TASK BRIEF:
Pull every line that holds the word "html" from the entries.

ITEMS:
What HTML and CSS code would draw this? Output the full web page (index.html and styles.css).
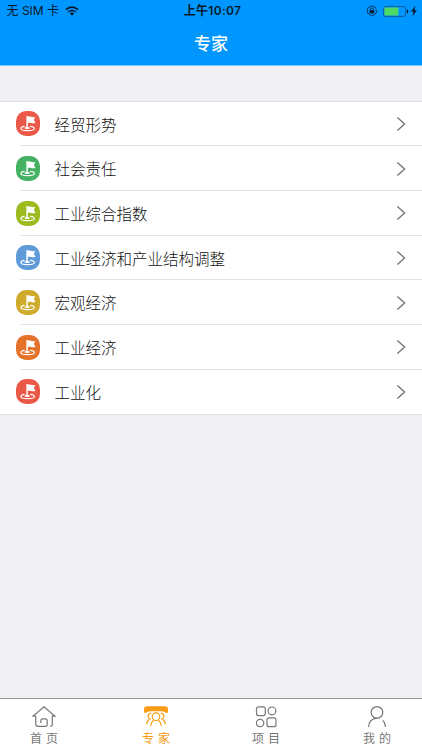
FILE: index.html
```
<!DOCTYPE html>
<html lang="zh-CN">
<head>
<meta charset="utf-8">
<title>专家</title>
<link rel="stylesheet" href="styles.css">
</head>
<body>
<svg class="defs" width="0" height="0" aria-hidden="true">
  <symbol id="flag" viewBox="0 0 24 25">
    <path d="M11.1 5V17.5" stroke="#fff" stroke-width="1.5" fill="none"/>
    <path d="M11.6 5.6c2.8-.5 3.6 1.1 7.6.5l-1.3 2.9 1.6 3c-3.4.8-4.9-.9-7.9-.2z" fill="#fff"/>
    <path d="M8.6 15.4c-2.3.3-3.7 1.1-3.7 2 0 1.3 2.9 2.2 6.6 2.2s6.9-.9 6.9-2.2c0-.9-1.6-1.7-4.2-2" stroke="#fff" stroke-width="1.15" fill="none"/>
    <ellipse cx="11.2" cy="17" rx="2.8" ry=".9" fill="#fff"/>
  </symbol>
  <symbol id="arrow" viewBox="0 0 10 16">
    <path d="M1.4 1.5 8.6 8 1.4 14.5" stroke="#707070" stroke-width="1.25" fill="none"/>
  </symbol>
</svg>
<div class="app">
  <header class="header">
    <div class="status">
      <div class="carrier"><span>无 SIM 卡</span>
        <svg width="14" height="10" viewBox="0 0 14 10" fill="none" stroke="#071a2b" stroke-width="1.6"><path d="M1 3.6a8.6 8.6 0 0 1 12 0M3.2 6a5.4 5.4 0 0 1 7.6 0"/><path d="M7 9.7 4.9 7.6a3 3 0 0 1 4.2 0z" fill="#071a2b" stroke="none"/></svg>
      </div>
      <div class="time">上午10:07</div>
      <div class="power">
        <svg width="12" height="12" viewBox="0 0 12 12" fill="none" stroke="#07355c"><path d="M10.4 7.2A4.7 4.7 0 1 1 10.3 4" stroke-width="1"/><path d="m9 5.3 2.7 0-1.3 2z" fill="#07355c" stroke="none"/><path d="M4.4 5.5V4.4a1.4 1.4 0 0 1 2.8 0v1.1"/><path d="M3.5 5.2h4.6v3.2H3.5z" fill="#071a2b" stroke="none"/></svg>
        <svg width="26" height="11" viewBox="0 0 26 11"><rect x=".6" y=".6" width="22" height="9.8" rx="1.8" fill="none" stroke="#0b5c9f"/><rect x="1.4" y="1.4" width="14" height="8.2" rx=".8" fill="#4cd964"/><path d="M23.8 3.6q1.5.2 1.5 1.9t-1.5 1.9z" fill="#071a2b"/></svg>
        <svg width="6" height="10" viewBox="0 0 6 10"><path d="M4.2 0 0 5.5h2.4L1.6 10 6 4.3H3.5z" fill="#071a2b"/></svg>
      </div>
    </div>
    <h1 class="title">专家</h1>
  </header>
  <main class="content">
    <ul class="list">
      <li class="row"><span class="badge red"><svg><use href="#flag"/></svg></span><div class="cell"><span>经贸形势</span><svg class="arrow"><use href="#arrow"/></svg></div></li>
      <li class="row"><span class="badge green"><svg><use href="#flag"/></svg></span><div class="cell"><span>社会责任</span><svg class="arrow"><use href="#arrow"/></svg></div></li>
      <li class="row"><span class="badge lime"><svg><use href="#flag"/></svg></span><div class="cell"><span>工业综合指数</span><svg class="arrow"><use href="#arrow"/></svg></div></li>
      <li class="row"><span class="badge blue"><svg><use href="#flag"/></svg></span><div class="cell"><span>工业经济和产业结构调整</span><svg class="arrow"><use href="#arrow"/></svg></div></li>
      <li class="row"><span class="badge gold"><svg><use href="#flag"/></svg></span><div class="cell"><span>宏观经济</span><svg class="arrow"><use href="#arrow"/></svg></div></li>
      <li class="row"><span class="badge orange"><svg><use href="#flag"/></svg></span><div class="cell"><span>工业经济</span><svg class="arrow"><use href="#arrow"/></svg></div></li>
      <li class="row"><span class="badge red"><svg><use href="#flag"/></svg></span><div class="cell"><span>工业化</span><svg class="arrow"><use href="#arrow"/></svg></div></li>
    </ul>
  </main>
  <nav class="tabs">
    <a class="tab"><svg viewBox="0 0 24 22"><path d="M3.8 10.2H.9L12 .9l11.1 9.3h-2.8v8.3q0 1.8-2 1.8M3.8 10.2v8.1q0 2 2 2h7.5q1.9 0 1.9-1.9v-4q0-1.6-1.6-1.6h-2.9q-1.8 0-1.8 1.8v2.3"/></svg><span>首页</span></a>
    <a class="tab active"><svg viewBox="0 0 24 22"><path d="M3 .3h18q3 0 3 3v3.4h-2.2q-1.2-1.5-3.8-1.5H6q-2.6 0-3.8 1.5H0V3.3q0-3 3-3z" fill="#f99b13" stroke="none"/><circle cx="12" cy="10.7" r="3.8" fill="#fff"/><path d="M6.7 20q.1-3.6 2.8-5.7M17.3 20q-.1-3.6-2.8-5.7M7.1 7.3q-3 .1-3 2.8 0 1.9 1.7 3-2.8 1.6-3.2 5.2M16.9 7.3q3 .1 3 2.8 0 1.9-1.7 3 2.8 1.6 3.2 5.2"/></svg><span>专家</span></a>
    <a class="tab"><svg viewBox="0 0 24 22"><rect x="2.5" y=".8" width="8.8" height="8.8" rx="2"/><circle cx="17.9" cy="4.9" r="3.9"/><circle cx="6.1" cy="17" r="3.7"/><rect x="13" y="11.9" width="9" height="8.8" rx="2"/></svg><span>项目</span></a>
    <a class="tab"><svg viewBox="0 0 24 22"><circle cx="12" cy="6.4" r="5.8"/><path d="M3.6 21q.2-8 8.4-8.8M17.9 14.3q2.4 2.4 2.6 6.7"/></svg><span>我的</span></a>
  </nav>
</div>
</body>
</html>
```
FILE: styles.css
```
* { box-sizing: border-box; }
body {
  margin: 0;
  font-family: "Noto Sans CJK SC", sans-serif;
  overflow: hidden;
}
.defs { position: absolute; }
.app {
  height: 750px;
  display: flex;
  flex-direction: column;
  background: #efeff4;
}
.header {
  height: 66px;
  background: #0096ff;
  border-bottom: 1px solid #7cc6fb;
}
.status {
  height: 22px;
  display: grid;
  grid-template-columns: 1fr auto 1fr;
  align-items: center;
  padding: 0 5px 0 6.5px;
  color: #071a2b;
  font-size: 12px;
  line-height: 22px;
}
.carrier, .power { display: flex; align-items: center; }
.carrier { gap: 6px; font-family: Inter, "Noto Sans CJK SC", sans-serif; }
.time {
  padding-left: 1.5px;
  font-family: Inter, "Noto Sans CJK SC", sans-serif;
  font-weight: 600;
  letter-spacing: .3px;
}
.power { justify-content: flex-end; gap: 5px; }
.power svg:last-child { margin-left: -3px; }
.title {
  margin: 0;
  color: #fff;
  text-align: center;
  font-size: 17px;
  font-weight: 500;
  line-height: 41px;
}
.content { flex: 1; padding-top: 34.5px; }
.list {
  margin: 0;
  padding: 0;
  list-style: none;
  background: #fff;
  border-top: 1px solid #dedee2;
  border-bottom: 1px solid #dedee2;
}
.row {
  height: 44.7px;
  display: flex;
  align-items: center;
  padding-left: 16px;
  background: linear-gradient(#e3e3e6, #e3e3e6) right bottom / calc(100% - 20px) 1px no-repeat;
}
.row:last-child { background: none; }
.badge {
  width: 24px;
  height: 25px;
  border-radius: 10px;
  flex: none;
}
.badge svg { display: block; width: 24px; height: 25px; }
.red { background: #ea5948; }
.green { background: #45b263; }
.lime { background: #9dbb1f; }
.blue { background: #5e9bd8; }
.gold { background: #cfab2b; }
.orange { background: #e5722a; }
.cell {
  flex: 1;
  display: flex;
  align-items: center;
  justify-content: space-between;
  padding: 0 16px 0 14.4px;
  color: #111;
  font-size: 15.5px;
  font-weight: 300;
  line-height: 22px;
}
.cell span { padding-bottom: .4px; }
.arrow { width: 10px; height: 16px; }
.tabs {
  height: 52px;
  display: grid;
  grid-template-columns: 111px 113px 107px 115px;
  margin-left: -11.5px;
  background: #fff;
  border-top: 1px solid #929298;
}
.tab {
  display: flex;
  flex-direction: column;
  align-items: center;
  padding-top: 7px;
  color: #777;
  font-size: 12px;
  line-height: 19px;
}
.tab svg {
  width: 24px;
  height: 22px;
  fill: none;
  stroke: #777;
  stroke-width: 1.2;
}
.tab span { letter-spacing: 4px; margin-right: -4px; }
.active { color: #f99b13; }
.tab.active svg { stroke: #f99b13; }
```
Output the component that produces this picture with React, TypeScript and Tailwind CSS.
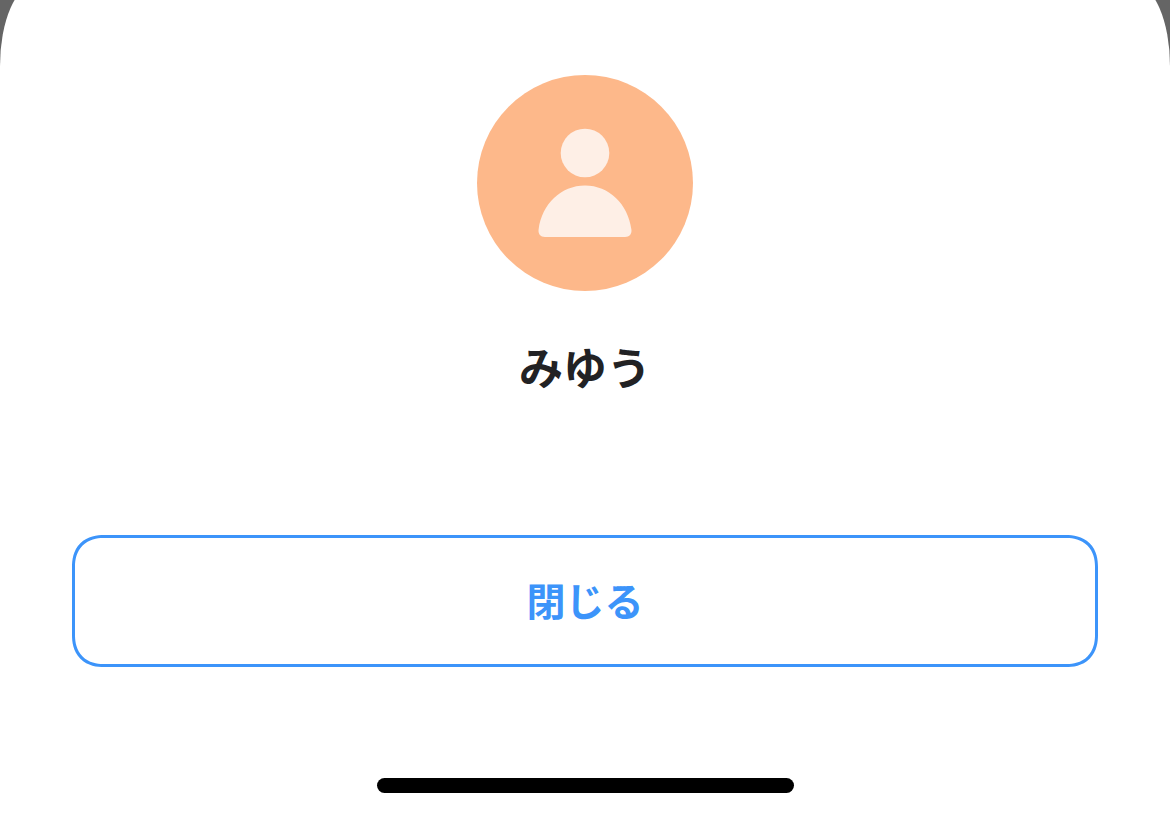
type Profile = {
  name: string;
};

const profile: Profile = { name: "みゆう" };

function Avatar() {
  return (
    <svg viewBox="0 0 216 216" className="size-[216px]" role="img" aria-label="プロフィール画像">
      <circle cx="108" cy="108" r="108" fill="#fdb88a" />
      <g fill="#feefe6">
        <circle cx="108" cy="78" r="24.3" />
        <path d="M108 110.5C84 110.5 65 129 61.6 154.500C61 159 63.500 162 68 162H148C152.500 162 155 159 154.400 154.500C151 129 132 110.500 108 110.500Z" />
      </g>
    </svg>
  );
}

// Bottom sheet: its top edge runs past the window, so only the lower part of
// the rounded corners shows.
export default function App() {
  return (
    <div className="flex min-h-screen flex-col overflow-hidden bg-[#656565] font-['Noto_Sans_CJK_JP',sans-serif]">
      <main className="-mt-4 flex grow flex-col items-center rounded-t-[36px_82px] bg-white px-[72px] pt-[91px] pb-6">
        <Avatar />
        <h1 className="mt-11 text-[44px] leading-[62px] font-bold text-[#222224]">
          {profile.name}
        </h1>
        <button
          type="button"
          className="mt-[138px] h-[132px] w-full rounded-[32px] border-3 border-[#3c94fa] pb-1 text-[39px] font-bold text-[#3c94fa] [corner-shape:superellipse(1.2)]"
        >
          閉じる
        </button>
        <div className="mt-auto h-[15px] w-[417px] rounded-full bg-black" />
      </main>
    </div>
  );
}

COMPLETE ANSWER:
What HTML and CSS code would draw this? Output the full web page (index.html and styles.css).
FILE: index.html
<!DOCTYPE html>
<html lang="zh-CN">
</html>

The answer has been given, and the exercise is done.